XML and BOM encoding.

Hi, I’m downloading an XML file from a server, saving it locally and then parsing it. When I try to load it, I receive this error:

Text node cannot appear in this state. Line 1, position 1.

Apparently this is to do with BOM encoding as discussed here:

http://answers.unity3d.com/questions/10904/xmlexception-text-node-canot-appear-in-this-state.html

http://answers.unity3d.com/questions/349977/upgrading-to-40-breaks-my-xml-reader.html

Here is the code I’m using:

	IEnumerator DownloadXML ()
	{

		// If there is an existing file, delete it.
		if (System.IO.File.Exists (localFile)) {
			Debug.Log ("Exists: " + localFile);
			System.IO.File.Delete (localFile);
               
			print ("Deleted: " + localFile);
		}
     
		WWW wwwfile = new WWW (remoteFile);
		yield return wwwfile;
		
		// After it's downloaded.
		print ("File Size : " + wwwfile.bytes.Length);
         
		print("Cache Location:"+Application.temporaryCachePath);
		
		// Write to local file.
		
		
		System.IO.File.WriteAllBytes (localFile, wwwfile.bytes);
   
		Debug.Log ("Cache saved: " + localFile);
		Debug.Log ("File downloaded");
     
		if (System.IO.File.Exists (localFile)) {
			Debug.Log (" file does exist");
		} else {
			Debug.Log (" file does not exist");
		}
		
	 	ReadXML ();
		
	}

So I write this file out locally and by loading it in notepad I can see it’s fine. But when I come to load it:

	XmlDocument xmlDoc = new XmlDocument (); // xmlDoc is the new xml document.
		xmlDoc.LoadXml (localFile); // load the file.

I receive the ‘Text node cannot appear in this state. Line 1, position 1.’ error.

Apparently BOM encoding is stored within the first byte (and this causes the issue) so I then tried to strip out the first byte:

		// Create an array with one less element than the file
		byte[] fileWithoutBom = new byte[wwwfile.bytes.Length-1];
		
		for (int index=1; index<fileWithoutBom.Length; index++)
		{
			fileWithoutBom[index-1] = wwwfile.bytes[index];	
			
		}

But the error persists. Can anyone help? Thanks!

Thanks in advance for any help

You’re trying to call LoadXml with a file, but it expects the whole string.

So you should do either

xmlDoc.LoadXml(System.IO.File.ReadAllText(localFile));

or

xmlDoc.Load(localFile)

because Load expects a filename.
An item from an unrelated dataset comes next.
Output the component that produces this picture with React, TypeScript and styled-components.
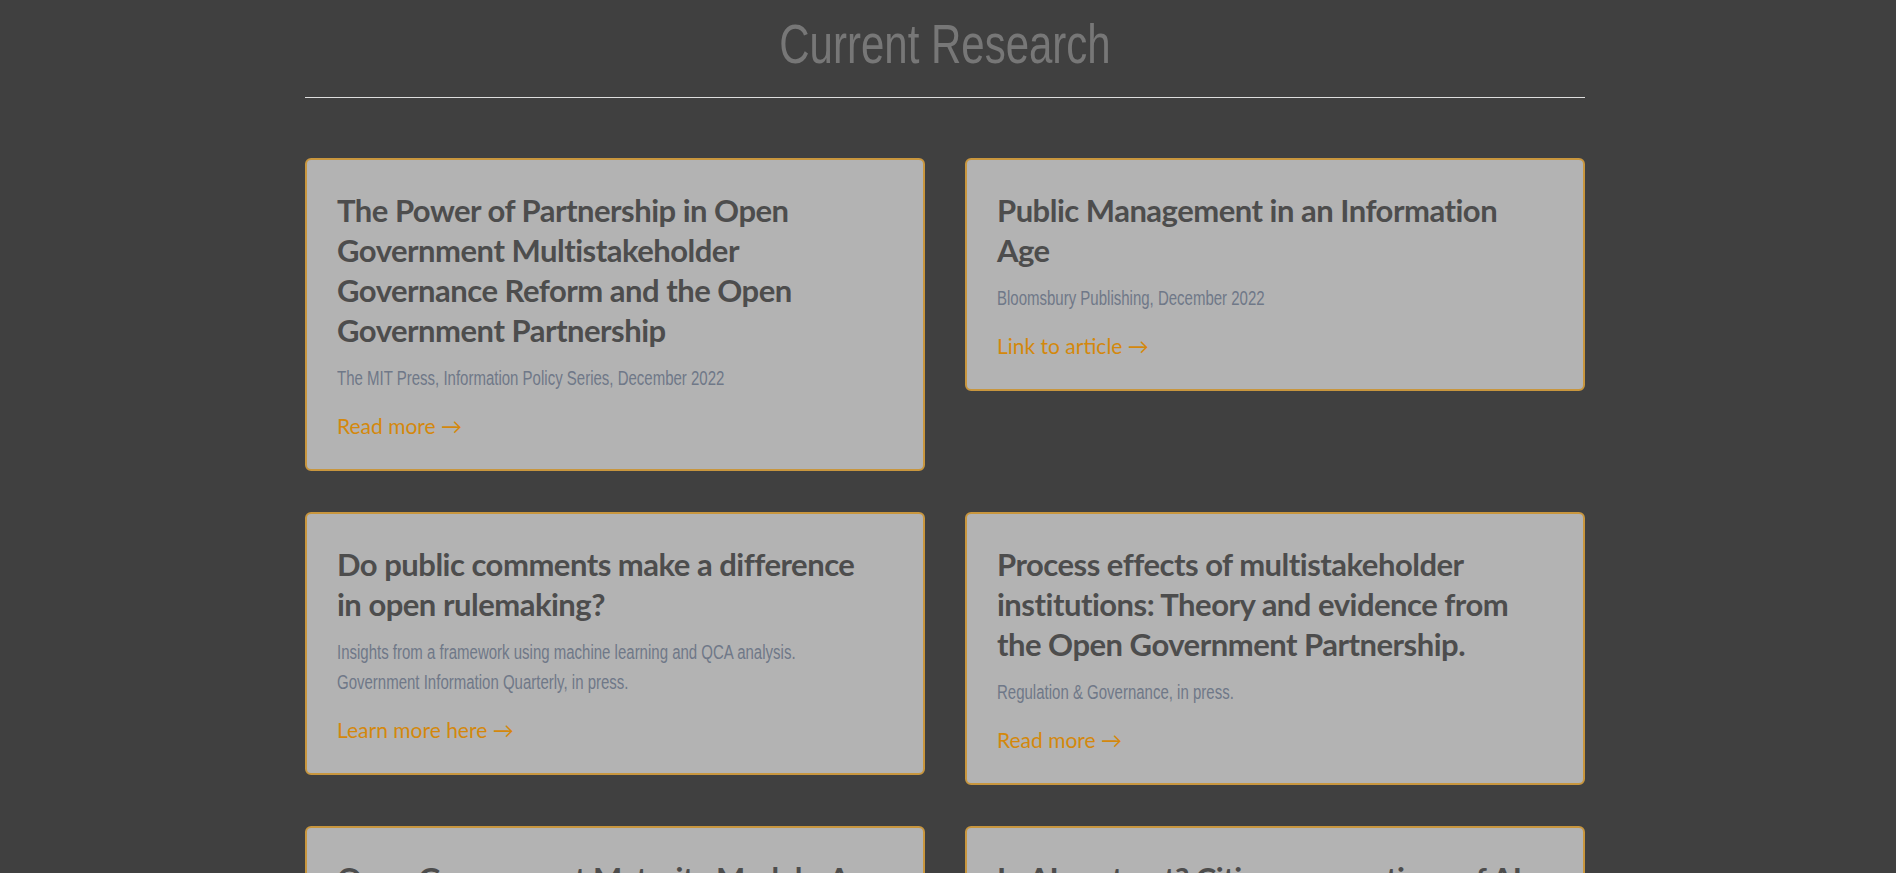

See here and here.

First of all the Byte Order Mark (BOM) is not an encoding, it’s a special character which tells the receiving side in which order bytes form integer values (Endianness).

Next thing is in UTF8 the BOM character is made up by 3 bytes, not by one.
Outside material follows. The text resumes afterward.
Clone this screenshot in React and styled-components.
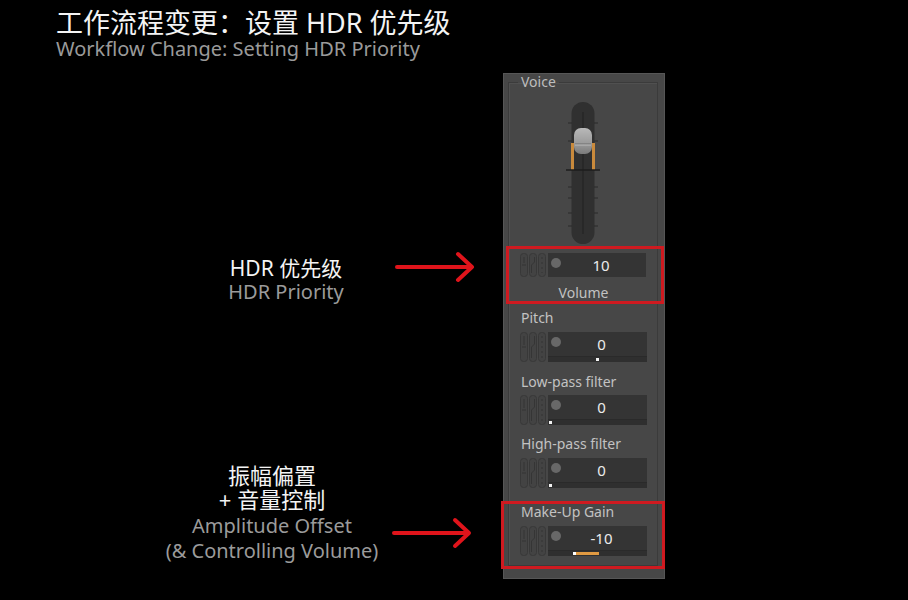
import React from 'react';
import styled, { createGlobalStyle } from 'styled-components';

const GlobalStyle = createGlobalStyle`
  body {
    margin: 0;
    background: #000;
  }
`;

const FONT = `'Noto Sans', 'Noto Sans CJK SC', sans-serif`;

const Page = styled.div`
  width: 908px;
  height: 600px;
  background: #000;
  overflow: hidden;
  font-family: ${FONT};
`;

const Header = styled.header`
  padding: 8px 0 0 56px;
`;

const Title = styled.h1`
  margin: 0;
  font-size: 27px;
  line-height: 30px;
  font-weight: 400;
  color: #f4f4f4;
`;

const Subtitle = styled.div`
  font-size: 20px;
  line-height: 22px;
  color: #9a9a9a;
`;

const Main = styled.main`
  display: flex;
  margin-top: 13px;
`;

const Notes = styled.div`
  flex: 0 0 503px;
  display: flex;
  flex-direction: column;
  padding-top: 183px;
  gap: 159px;
`;

const Note = styled.div`
  display: flex;
  align-items: flex-start;
  justify-content: flex-end;
  padding-right: ${({ $right }) => $right}px;
`;

const NoteText = styled.div`
  width: ${({ $width }) => $width}px;
  text-align: center;
`;

const NoteCn = styled.div`
  font-size: ${({ $size }) => $size || 21}px;
  line-height: 24px;
  color: #f4f4f4;
`;

const NoteEn = styled.div`
  font-size: 20px;
  line-height: ${({ $lh }) => $lh || 24}px;
  color: #9b9b9b;
  margin-top: ${({ $mt }) => $mt || 0}px;
  white-space: nowrap;
`;

const ArrowSvg = styled.svg`
  flex: 0 0 auto;
  margin-top: ${({ $top }) => $top}px;
`;

const Arrow = ({ top }) => (
  <ArrowSvg $top={top} width="80" height="32" viewBox="0 0 80 32">
    <g stroke="#e0141b" strokeWidth="4" strokeLinecap="round" strokeLinejoin="round" fill="none">
      <line x1="2" y1="16" x2="76" y2="16" />
      <polyline points="63,3 77,16 63,29" />
    </g>
  </ArrowSvg>
);

const Panel = styled.section`
  width: 162px;
  box-sizing: border-box;
  background: #474747;
  border: 1px solid #565656;
  padding: 0 6px 12px 4px;
`;

const Group = styled.fieldset`
  margin: 0;
  min-width: 0;
  border: 1px solid #3b3b3b;
  box-shadow: inset 1px 1px 0 #505050;
  padding: 10px 10px 0 10px;
`;

const Legend = styled.legend`
  margin-left: -1px;
  padding: 0 3px;
  font-size: 14px;
  line-height: 16px;
  color: #bdbdbd;
`;

const SliderWrap = styled.div`
  display: flex;
  justify-content: center;
  height: 146px;
`;

const Highlight = styled.div`
  border: 3px solid #cf1a20;
  margin: ${({ $margin }) => $margin};
  padding: ${({ $padding }) => $padding};
`;

const Label = styled.div`
  font-size: 14px;
  line-height: 16px;
  color: #c2c2c2;
  padding-left: 2px;
  margin-top: ${({ $mt }) => $mt || 0}px;
  text-align: ${({ $center }) => ($center ? 'center' : 'left')};
  white-space: nowrap;
`;

const Row = styled.div`
  display: flex;
  align-items: flex-start;
  margin-top: ${({ $mt }) => $mt || 0}px;
`;

const Knobs = styled.svg`
  flex: 0 0 auto;
  margin-right: 1px;
`;

const FieldCol = styled.div`
  width: 100px;
  display: flex;
  flex-direction: column;
`;

const Field = styled.div`
  height: 24px;
  background: #343434;
  display: flex;
  align-items: center;
  padding-left: 3px;
  color: #ececec;
  font-size: 15px;
`;

const Dot = styled.span`
  width: 10px;
  height: 10px;
  border-radius: 50%;
  background: #686868;
  flex: 0 0 auto;
  margin-top: -4px;
`;

const Value = styled.span`
  flex: 1;
  text-align: center;
  padding-right: 5px;
`;

const Track = styled.div`
  height: 6px;
  background: #2f2f2f;
  border-top: 1px solid #2a2a2a;
  box-sizing: border-box;
  display: flex;
  align-items: center;
`;

const Marker = styled.div`
  height: 3px;
  margin-left: ${({ $left }) => $left}px;
  width: ${({ $width }) => $width || 3}px;
  background: ${({ $width }) =>
    $width ? 'linear-gradient(90deg, #fff 0 3px, #e09a42 3px)' : '#f2f2f2'};
`;

const KnobColumn = ({ height }) => (
  <Knobs width="28" height={height} viewBox={`0 0 28 ${height}`}>
    <g fill="#434343" stroke="#383838" strokeWidth="1">
      <rect x="1.5" y="0.5" width="7" height={height - 1} rx="3" />
      <rect x="10.5" y="0.5" width="7" height={height - 1} rx="3" />
      <rect x="19.5" y="0.5" width="7" height={height - 1} rx="3" />
    </g>
    <g stroke="#353535" strokeWidth="1" fill="none">
      <line x1="3" y1={height / 2} x2="7" y2={height / 2} />
      <line x1="5" y1="4" x2="5" y2={height / 2 - 2} />
      <path d={`M12.5 ${height - 4} L12.5 ${height / 2} L15.5 ${height / 2 - 3} L15.5 4`} />
      <line x1="23" y1="4" x2="23" y2={height - 4} strokeDasharray="2 3" />
    </g>
  </Knobs>
);

const Control = ({ value, marker, mt, track = true }) => (
  <Row $mt={mt}>
    <KnobColumn height={track ? 30 : 24} />
    <FieldCol>
      <Field>
        <Dot />
        <Value>{value}</Value>
      </Field>
      {track && (
        <Track>
          <Marker $left={marker.left} $width={marker.width} />
        </Track>
      )}
    </FieldCol>
  </Row>
);

const VolumeSlider = () => (
  <svg width="40" height="146" viewBox="0 0 40 146">
    <defs>
      <linearGradient id="thumb" x1="0" y1="0" x2="0" y2="1">
        <stop offset="0" stopColor="#b9b9b9" />
        <stop offset="0.6" stopColor="#9a9a9a" />
        <stop offset="1" stopColor="#7a7a7a" />
      </linearGradient>
    </defs>
    <rect x="8.5" y="2" width="23" height="142" rx="11.5" fill="#303030" />
    <line x1="20" y1="12" x2="20" y2="134" stroke="#262626" strokeWidth="1.5" />
    <g stroke="#2b2b2b" strokeWidth="1">
      {[23, 41, 87, 98, 113, 126].map((y) => (
        <g key={y}>
          <line x1="5" y1={y} x2="9" y2={y} />
          <line x1="31" y1={y} x2="35" y2={y} />
        </g>
      ))}
    </g>
    <rect x="8" y="43" width="3" height="27" fill="#c98a3c" />
    <rect x="29" y="43" width="3" height="27" fill="#c98a3c" />
    <line x1="3" y1="70" x2="37" y2="70" stroke="#1c1c1c" strokeWidth="1.5" />
    <rect x="11" y="28" width="18" height="26" rx="7" fill="url(#thumb)" />
    <line x1="12" y1="44" x2="28" y2="44" stroke="#6e6e6e" strokeWidth="1" />
    <line x1="12" y1="45" x2="28" y2="45" stroke="#c4c4c4" strokeWidth="0.8" />
  </svg>
);

export default function App() {
  return (
    <Page>
      <GlobalStyle />
      <Header>
        <Title>工作流程变更：设置 HDR 优先级</Title>
        <Subtitle>Workflow Change: Setting HDR Priority</Subtitle>
      </Header>
      <Main>
        <Notes>
          <Note $right={28}>
            <NoteText $width={218}>
              <NoteCn>HDR 优先级</NoteCn>
              <NoteEn>HDR Priority</NoteEn>
            </NoteText>
            <Arrow top={-5} />
          </Note>
          <Note $right={31}>
            <NoteText $width={240}>
              <NoteCn $size={22}>振幅偏置</NoteCn>
              <NoteCn $size={22}>+ 音量控制</NoteCn>
              <NoteEn $lh={25} $mt={2}>Amplitude Offset</NoteEn>
              <NoteEn $lh={25}>(&amp; Controlling Volume)</NoteEn>
            </NoteText>
            <Arrow top={54} />
          </Note>
        </Notes>
        <Panel>
          <Group>
            <Legend>Voice</Legend>
            <SliderWrap>
              <VolumeSlider />
            </SliderWrap>
            <Highlight $margin="0 -17px 0 -13px" $padding="4px 15px 0 10px">
              <Control value="10" track={false} />
              <Label $center $mt={8}>Volume</Label>
            </Highlight>
            <Label $mt={6}>Pitch</Label>
            <Control value="0" mt={6} marker={{ left: 48 }} />
            <Label $mt={12}>Low-pass filter</Label>
            <Control value="0" mt={5} marker={{ left: 1 }} />
            <Label $mt={11}>High-pass filter</Label>
            <Control value="0" mt={6} marker={{ left: 1 }} />
            <Highlight $margin="13px -18px -4px -18px" $padding="0 15px 10px 15px">
              <Label>Make-Up Gain</Label>
              <Control value="-10" mt={6} marker={{ left: 25, width: 26 }} />
            </Highlight>
          </Group>
        </Panel>
      </Main>
    </Page>
  );
}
To actually fix your problem you should save your file without BOM character. Just open the xml file in Notepad++ and save it as “UTF8 without BOM”.

As alternative, use the text property of your “wwwfile” which will be interpreted as unicode string and the BOM should be represented with a single character. That’s not the case as a byte array since UTF8 / UTF16 / … uses multiple bytes to encode some characters.